La religion occupe donc une place centrale dans la réflexion politique de Tocqueville, lui-même tourmenté depuis son adolescence par les questions religieuses. Son penchant croissant au doute le prédisposait à recueillir l’héritage des Lumières, mais n’a jamais entamé son espérance dans l’avenir du christianisme.

The idea of religion and its future in the work of Tocqueville

Throughout his writings, Tocqueville shows that he was preoccupied by the religious phenomenon. He not only observed the relation to politics, but he looked for what religion should be in order to open itself to the future. This justifies a theological study of his concept of religion.

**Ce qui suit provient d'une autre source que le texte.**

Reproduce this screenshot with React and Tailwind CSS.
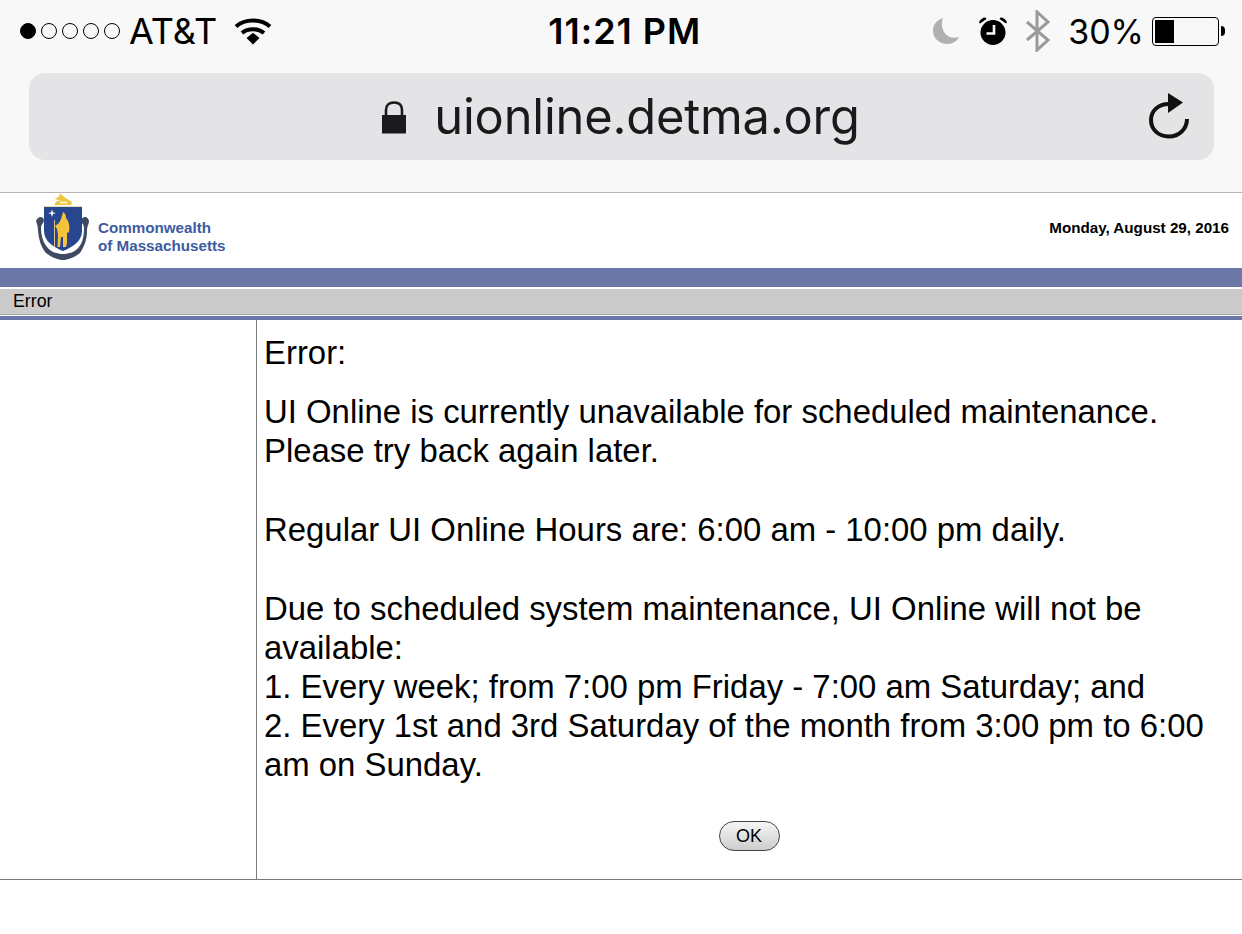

In the first part of la Démocratie en Amérique (1835), he pointed out the influence of religious beliefs on the political morals of Americans and the particular inclination of Christianity to democratic institutions. His thought, nevertheless, developed towards a conception of the generic rapport between religion and political society, an idea that he develops in the second part of the same work (1840), and then in l’Ancien Régime et la Révolution (1856). He thought that he saw a continual evolution from the 16th to the 18th century, which tended to establish equality and a similarity of citizens and to substitute the free examine of dogmatic beliefs for the principle of authority. He concluded from this that common opinion is called to play a preponderant role in egalitarian societies. He saw there a danger for the future of religion, if it closed itself on its dogmatism, but also for the future of democratic societies, which would need for religion more than any other type of society. But he judged that the Christian religion was better armed than others to take up the challenge, as long as Christians did not set themselves up as adversaries of freedom.
Religion, then, occupies a central place in the political reflection of Tocqueville, who was tormented by religious questions from the time of his adolescence. His growing inclination to doubt predisposed him to welcome the heritage of the Enlightenment, but not so far as to weaken his hope in the future of Christianity.